▶ **Written exercise**
Which lines in the material below contain the word "this"? Copy each of them.

═══ Entries shown ═══

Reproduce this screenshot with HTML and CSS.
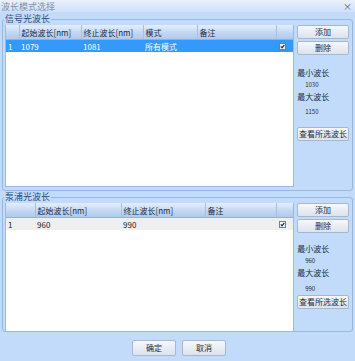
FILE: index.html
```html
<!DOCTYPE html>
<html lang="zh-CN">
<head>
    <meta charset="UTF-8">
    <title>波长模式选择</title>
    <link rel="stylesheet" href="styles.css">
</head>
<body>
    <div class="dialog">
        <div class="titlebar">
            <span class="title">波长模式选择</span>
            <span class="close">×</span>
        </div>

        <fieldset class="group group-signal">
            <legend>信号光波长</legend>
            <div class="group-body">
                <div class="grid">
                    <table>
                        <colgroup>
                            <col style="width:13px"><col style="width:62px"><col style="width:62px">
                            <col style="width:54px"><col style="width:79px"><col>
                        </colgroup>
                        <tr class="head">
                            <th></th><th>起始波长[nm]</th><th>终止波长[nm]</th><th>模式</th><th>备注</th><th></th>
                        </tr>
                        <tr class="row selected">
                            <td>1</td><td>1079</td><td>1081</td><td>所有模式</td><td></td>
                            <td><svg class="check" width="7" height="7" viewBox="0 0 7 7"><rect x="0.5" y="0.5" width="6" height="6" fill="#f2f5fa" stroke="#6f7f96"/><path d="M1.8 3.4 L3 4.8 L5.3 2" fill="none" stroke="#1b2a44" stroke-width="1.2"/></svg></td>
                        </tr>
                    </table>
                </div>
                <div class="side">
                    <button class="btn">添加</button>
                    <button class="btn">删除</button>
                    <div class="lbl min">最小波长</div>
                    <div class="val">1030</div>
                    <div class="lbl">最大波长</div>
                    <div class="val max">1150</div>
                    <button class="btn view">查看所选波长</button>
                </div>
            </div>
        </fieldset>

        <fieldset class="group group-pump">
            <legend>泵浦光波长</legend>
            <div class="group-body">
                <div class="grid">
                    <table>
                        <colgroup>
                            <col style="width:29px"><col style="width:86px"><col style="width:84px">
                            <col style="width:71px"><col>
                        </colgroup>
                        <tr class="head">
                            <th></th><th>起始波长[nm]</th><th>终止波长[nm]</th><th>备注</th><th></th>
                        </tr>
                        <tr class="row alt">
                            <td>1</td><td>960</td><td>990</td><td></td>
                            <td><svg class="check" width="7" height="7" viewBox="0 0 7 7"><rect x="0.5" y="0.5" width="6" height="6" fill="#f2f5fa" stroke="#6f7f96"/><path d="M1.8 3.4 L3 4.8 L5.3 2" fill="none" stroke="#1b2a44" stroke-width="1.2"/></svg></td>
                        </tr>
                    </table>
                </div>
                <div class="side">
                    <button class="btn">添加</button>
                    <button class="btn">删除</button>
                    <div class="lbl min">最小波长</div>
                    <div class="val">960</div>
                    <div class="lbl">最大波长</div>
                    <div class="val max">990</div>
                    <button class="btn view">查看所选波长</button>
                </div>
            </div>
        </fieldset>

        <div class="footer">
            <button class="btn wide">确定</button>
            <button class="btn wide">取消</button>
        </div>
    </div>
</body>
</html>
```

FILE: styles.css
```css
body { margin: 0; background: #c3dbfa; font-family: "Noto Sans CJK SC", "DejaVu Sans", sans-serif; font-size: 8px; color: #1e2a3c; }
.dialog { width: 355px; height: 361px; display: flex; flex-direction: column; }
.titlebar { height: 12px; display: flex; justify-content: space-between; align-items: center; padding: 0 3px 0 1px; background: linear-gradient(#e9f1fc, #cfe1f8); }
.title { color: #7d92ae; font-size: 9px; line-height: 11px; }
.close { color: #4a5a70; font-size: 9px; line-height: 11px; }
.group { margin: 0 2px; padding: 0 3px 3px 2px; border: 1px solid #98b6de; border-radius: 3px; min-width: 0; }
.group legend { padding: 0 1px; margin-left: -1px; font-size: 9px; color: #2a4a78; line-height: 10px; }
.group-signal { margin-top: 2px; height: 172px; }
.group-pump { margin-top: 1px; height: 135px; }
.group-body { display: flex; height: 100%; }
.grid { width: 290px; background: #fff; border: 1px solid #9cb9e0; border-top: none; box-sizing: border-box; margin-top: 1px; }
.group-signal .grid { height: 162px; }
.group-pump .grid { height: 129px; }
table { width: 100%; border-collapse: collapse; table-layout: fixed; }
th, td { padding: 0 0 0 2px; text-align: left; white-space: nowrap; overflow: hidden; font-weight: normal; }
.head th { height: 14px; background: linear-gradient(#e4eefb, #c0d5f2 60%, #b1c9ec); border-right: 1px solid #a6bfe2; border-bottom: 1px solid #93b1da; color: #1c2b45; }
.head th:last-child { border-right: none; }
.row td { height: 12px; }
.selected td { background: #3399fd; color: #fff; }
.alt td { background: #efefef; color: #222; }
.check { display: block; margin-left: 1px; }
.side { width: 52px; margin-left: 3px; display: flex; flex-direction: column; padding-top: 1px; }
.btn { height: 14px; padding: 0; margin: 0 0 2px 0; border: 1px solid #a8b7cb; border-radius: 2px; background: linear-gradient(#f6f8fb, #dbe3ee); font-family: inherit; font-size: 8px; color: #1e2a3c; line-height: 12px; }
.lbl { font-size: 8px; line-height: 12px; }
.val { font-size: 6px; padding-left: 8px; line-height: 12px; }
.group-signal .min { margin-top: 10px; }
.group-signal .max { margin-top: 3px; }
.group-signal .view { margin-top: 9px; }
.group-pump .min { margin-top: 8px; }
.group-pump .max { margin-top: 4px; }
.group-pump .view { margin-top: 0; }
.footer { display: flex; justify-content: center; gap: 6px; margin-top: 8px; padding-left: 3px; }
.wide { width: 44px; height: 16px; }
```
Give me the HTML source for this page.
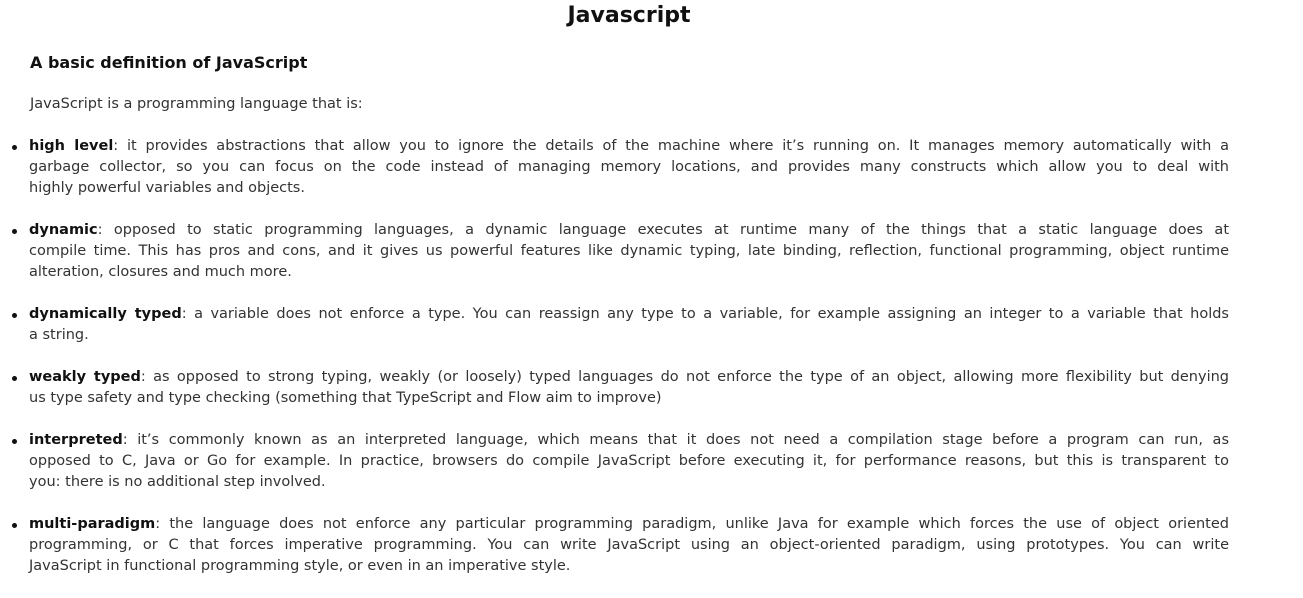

═══

▶ **In response**
Reproduce this screenshot with HTML and CSS.
Give me the HTML source for this page.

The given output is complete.